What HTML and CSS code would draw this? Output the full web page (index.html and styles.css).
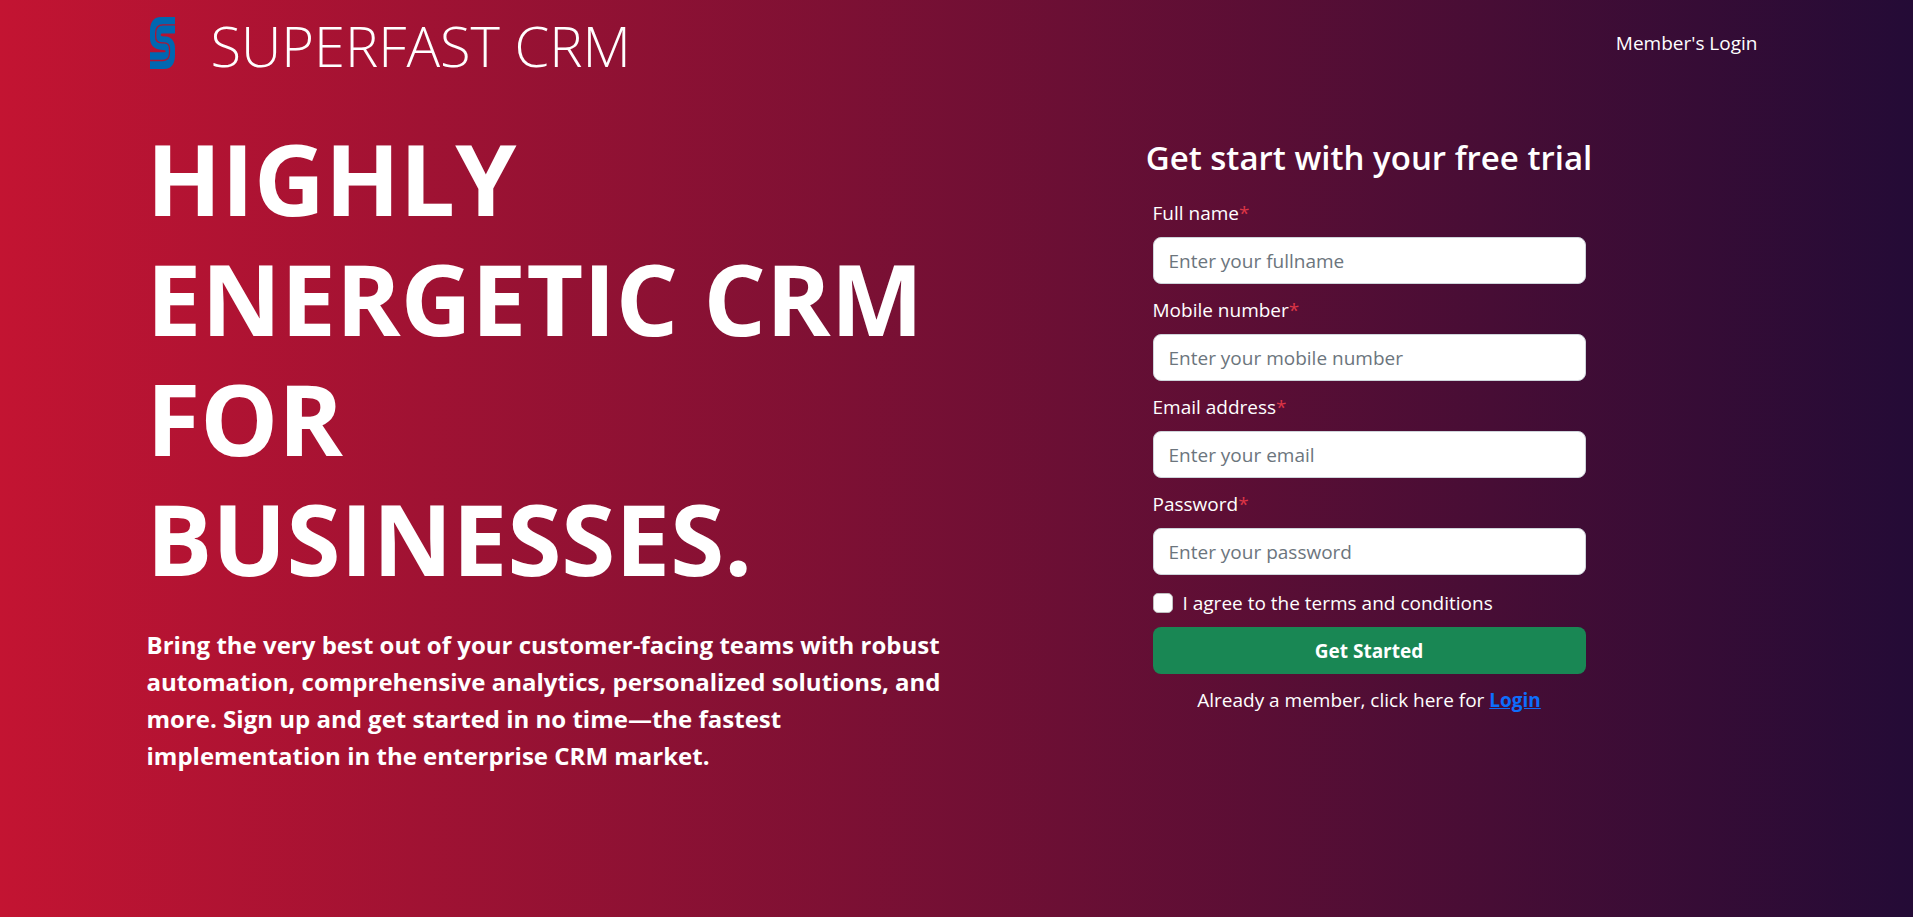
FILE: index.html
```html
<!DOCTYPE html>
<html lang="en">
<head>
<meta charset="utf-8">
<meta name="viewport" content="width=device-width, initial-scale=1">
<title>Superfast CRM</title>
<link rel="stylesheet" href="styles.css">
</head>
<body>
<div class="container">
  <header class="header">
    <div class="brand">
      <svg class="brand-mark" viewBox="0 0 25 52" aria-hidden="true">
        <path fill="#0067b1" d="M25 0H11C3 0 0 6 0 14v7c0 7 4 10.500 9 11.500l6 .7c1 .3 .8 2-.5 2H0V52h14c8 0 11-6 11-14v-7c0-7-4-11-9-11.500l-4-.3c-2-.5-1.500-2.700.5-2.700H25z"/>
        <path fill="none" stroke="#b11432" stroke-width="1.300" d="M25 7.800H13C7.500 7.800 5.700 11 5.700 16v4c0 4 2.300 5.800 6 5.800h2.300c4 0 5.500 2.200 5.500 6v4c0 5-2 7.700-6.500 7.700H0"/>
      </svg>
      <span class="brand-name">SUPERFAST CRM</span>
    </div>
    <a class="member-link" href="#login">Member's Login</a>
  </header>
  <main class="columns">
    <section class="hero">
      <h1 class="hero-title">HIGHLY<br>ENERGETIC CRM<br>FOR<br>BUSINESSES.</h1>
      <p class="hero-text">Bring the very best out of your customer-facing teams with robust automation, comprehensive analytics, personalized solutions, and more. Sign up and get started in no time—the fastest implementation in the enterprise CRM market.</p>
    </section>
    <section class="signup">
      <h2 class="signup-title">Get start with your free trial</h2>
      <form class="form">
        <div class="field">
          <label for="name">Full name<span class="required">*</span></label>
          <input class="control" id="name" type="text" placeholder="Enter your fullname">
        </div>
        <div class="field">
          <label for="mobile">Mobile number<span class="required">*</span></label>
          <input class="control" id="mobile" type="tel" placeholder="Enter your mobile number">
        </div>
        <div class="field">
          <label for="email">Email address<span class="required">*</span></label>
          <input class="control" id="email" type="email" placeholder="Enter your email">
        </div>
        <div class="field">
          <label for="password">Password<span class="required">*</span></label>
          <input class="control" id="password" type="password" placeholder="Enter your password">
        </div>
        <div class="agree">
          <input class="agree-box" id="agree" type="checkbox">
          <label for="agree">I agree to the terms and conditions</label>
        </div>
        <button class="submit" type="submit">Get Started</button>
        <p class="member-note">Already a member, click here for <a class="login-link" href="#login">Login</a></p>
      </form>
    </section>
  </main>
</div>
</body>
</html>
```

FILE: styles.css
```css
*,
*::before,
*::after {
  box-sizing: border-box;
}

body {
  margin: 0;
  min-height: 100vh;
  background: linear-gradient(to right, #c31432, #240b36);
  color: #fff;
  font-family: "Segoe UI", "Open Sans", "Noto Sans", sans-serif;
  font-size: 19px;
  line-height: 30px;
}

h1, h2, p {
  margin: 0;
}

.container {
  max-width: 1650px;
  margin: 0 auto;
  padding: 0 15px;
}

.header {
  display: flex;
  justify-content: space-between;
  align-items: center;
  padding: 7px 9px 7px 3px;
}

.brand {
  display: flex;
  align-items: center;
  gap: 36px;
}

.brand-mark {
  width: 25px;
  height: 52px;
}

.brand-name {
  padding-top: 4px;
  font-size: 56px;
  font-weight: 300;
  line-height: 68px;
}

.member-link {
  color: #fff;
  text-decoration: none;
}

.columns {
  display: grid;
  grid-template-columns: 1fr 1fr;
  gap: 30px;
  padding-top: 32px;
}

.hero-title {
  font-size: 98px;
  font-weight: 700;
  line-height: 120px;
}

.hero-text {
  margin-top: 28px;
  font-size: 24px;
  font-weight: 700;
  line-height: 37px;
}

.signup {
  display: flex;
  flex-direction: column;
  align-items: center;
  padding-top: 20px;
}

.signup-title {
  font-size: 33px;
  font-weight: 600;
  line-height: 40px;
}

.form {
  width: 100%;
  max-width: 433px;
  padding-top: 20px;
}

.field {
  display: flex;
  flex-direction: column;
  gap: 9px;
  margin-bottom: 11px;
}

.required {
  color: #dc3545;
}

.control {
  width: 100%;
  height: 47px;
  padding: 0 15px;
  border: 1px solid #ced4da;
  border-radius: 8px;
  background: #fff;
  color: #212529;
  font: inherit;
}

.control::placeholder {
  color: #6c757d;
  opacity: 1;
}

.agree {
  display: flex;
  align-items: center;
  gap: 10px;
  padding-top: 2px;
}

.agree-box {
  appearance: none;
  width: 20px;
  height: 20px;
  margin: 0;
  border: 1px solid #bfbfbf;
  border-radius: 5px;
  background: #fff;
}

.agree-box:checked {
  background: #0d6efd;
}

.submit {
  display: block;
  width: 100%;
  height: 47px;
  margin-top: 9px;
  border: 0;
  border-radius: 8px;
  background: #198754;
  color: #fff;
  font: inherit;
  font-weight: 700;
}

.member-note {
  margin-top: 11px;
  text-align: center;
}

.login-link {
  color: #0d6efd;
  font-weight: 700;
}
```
____________
__SHORT EXERCISE__
Without including any pictures, print all of the material exactly as given.

__OUTPUT OF THE TASK__
What HTML and CSS code would draw this? Output the full web page (index.html and styles.css).
FILE: index.html
```html
<!DOCTYPE html>
<html lang="en">
<head>
<meta charset="utf-8">
<meta name="viewport" content="width=device-width, initial-scale=1">
<title>Superfast CRM</title>
<link rel="stylesheet" href="styles.css">
</head>
<body>
<div class="container">
  <header class="header">
    <div class="brand">
      <svg class="brand-mark" viewBox="0 0 25 52" aria-hidden="true">
        <path fill="#0067b1" d="M25 0H11C3 0 0 6 0 14v7c0 7 4 10.500 9 11.500l6 .7c1 .3 .8 2-.5 2H0V52h14c8 0 11-6 11-14v-7c0-7-4-11-9-11.500l-4-.3c-2-.5-1.500-2.700.5-2.700H25z"/>
        <path fill="none" stroke="#b11432" stroke-width="1.300" d="M25 7.800H13C7.500 7.800 5.700 11 5.700 16v4c0 4 2.300 5.800 6 5.800h2.300c4 0 5.500 2.200 5.500 6v4c0 5-2 7.700-6.500 7.700H0"/>
      </svg>
      <span class="brand-name">SUPERFAST CRM</span>
    </div>
    <a class="member-link" href="#login">Member's Login</a>
  </header>
  <main class="columns">
    <section class="hero">
      <h1 class="hero-title">HIGHLY<br>ENERGETIC CRM<br>FOR<br>BUSINESSES.</h1>
      <p class="hero-text">Bring the very best out of your customer-facing teams with robust automation, comprehensive analytics, personalized solutions, and more. Sign up and get started in no time—the fastest implementation in the enterprise CRM market.</p>
    </section>
    <section class="signup">
      <h2 class="signup-title">Get start with your free trial</h2>
      <form class="form">
        <div class="field">
          <label for="name">Full name<span class="required">*</span></label>
          <input class="control" id="name" type="text" placeholder="Enter your fullname">
        </div>
        <div class="field">
          <label for="mobile">Mobile number<span class="required">*</span></label>
          <input class="control" id="mobile" type="tel" placeholder="Enter your mobile number">
        </div>
        <div class="field">
          <label for="email">Email address<span class="required">*</span></label>
          <input class="control" id="email" type="email" placeholder="Enter your email">
        </div>
        <div class="field">
          <label for="password">Password<span class="required">*</span></label>
          <input class="control" id="password" type="password" placeholder="Enter your password">
        </div>
        <div class="agree">
          <input class="agree-box" id="agree" type="checkbox">
          <label for="agree">I agree to the terms and conditions</label>
        </div>
        <button class="submit" type="submit">Get Started</button>
        <p class="member-note">Already a member, click here for <a class="login-link" href="#login">Login</a></p>
      </form>
    </section>
  </main>
</div>
</body>
</html>
```

FILE: styles.css
```css
*,
*::before,
*::after {
  box-sizing: border-box;
}

body {
  margin: 0;
  min-height: 100vh;
  background: linear-gradient(to right, #c31432, #240b36);
  color: #fff;
  font-family: "Segoe UI", "Open Sans", "Noto Sans", sans-serif;
  font-size: 19px;
  line-height: 30px;
}

h1, h2, p {
  margin: 0;
}

.container {
  max-width: 1650px;
  margin: 0 auto;
  padding: 0 15px;
}

.header {
  display: flex;
  justify-content: space-between;
  align-items: center;
  padding: 7px 9px 7px 3px;
}

.brand {
  display: flex;
  align-items: center;
  gap: 36px;
}

.brand-mark {
  width: 25px;
  height: 52px;
}

.brand-name {
  padding-top: 4px;
  font-size: 56px;
  font-weight: 300;
  line-height: 68px;
}

.member-link {
  color: #fff;
  text-decoration: none;
}

.columns {
  display: grid;
  grid-template-columns: 1fr 1fr;
  gap: 30px;
  padding-top: 32px;
}

.hero-title {
  font-size: 98px;
  font-weight: 700;
  line-height: 120px;
}

.hero-text {
  margin-top: 28px;
  font-size: 24px;
  font-weight: 700;
  line-height: 37px;
}

.signup {
  display: flex;
  flex-direction: column;
  align-items: center;
  padding-top: 20px;
}

.signup-title {
  font-size: 33px;
  font-weight: 600;
  line-height: 40px;
}

.form {
  width: 100%;
  max-width: 433px;
  padding-top: 20px;
}

.field {
  display: flex;
  flex-direction: column;
  gap: 9px;
  margin-bottom: 11px;
}

.required {
  color: #dc3545;
}

.control {
  width: 100%;
  height: 47px;
  padding: 0 15px;
  border: 1px solid #ced4da;
  border-radius: 8px;
  background: #fff;
  color: #212529;
  font: inherit;
}

.control::placeholder {
  color: #6c757d;
  opacity: 1;
}

.agree {
  display: flex;
  align-items: center;
  gap: 10px;
  padding-top: 2px;
}

.agree-box {
  appearance: none;
  width: 20px;
  height: 20px;
  margin: 0;
  border: 1px solid #bfbfbf;
  border-radius: 5px;
  background: #fff;
}

.agree-box:checked {
  background: #0d6efd;
}

.submit {
  display: block;
  width: 100%;
  height: 47px;
  margin-top: 9px;
  border: 0;
  border-radius: 8px;
  background: #198754;
  color: #fff;
  font: inherit;
  font-weight: 700;
}

.member-note {
  margin-top: 11px;
  text-align: center;
}

.login-link {
  color: #0d6efd;
  font-weight: 700;
}
```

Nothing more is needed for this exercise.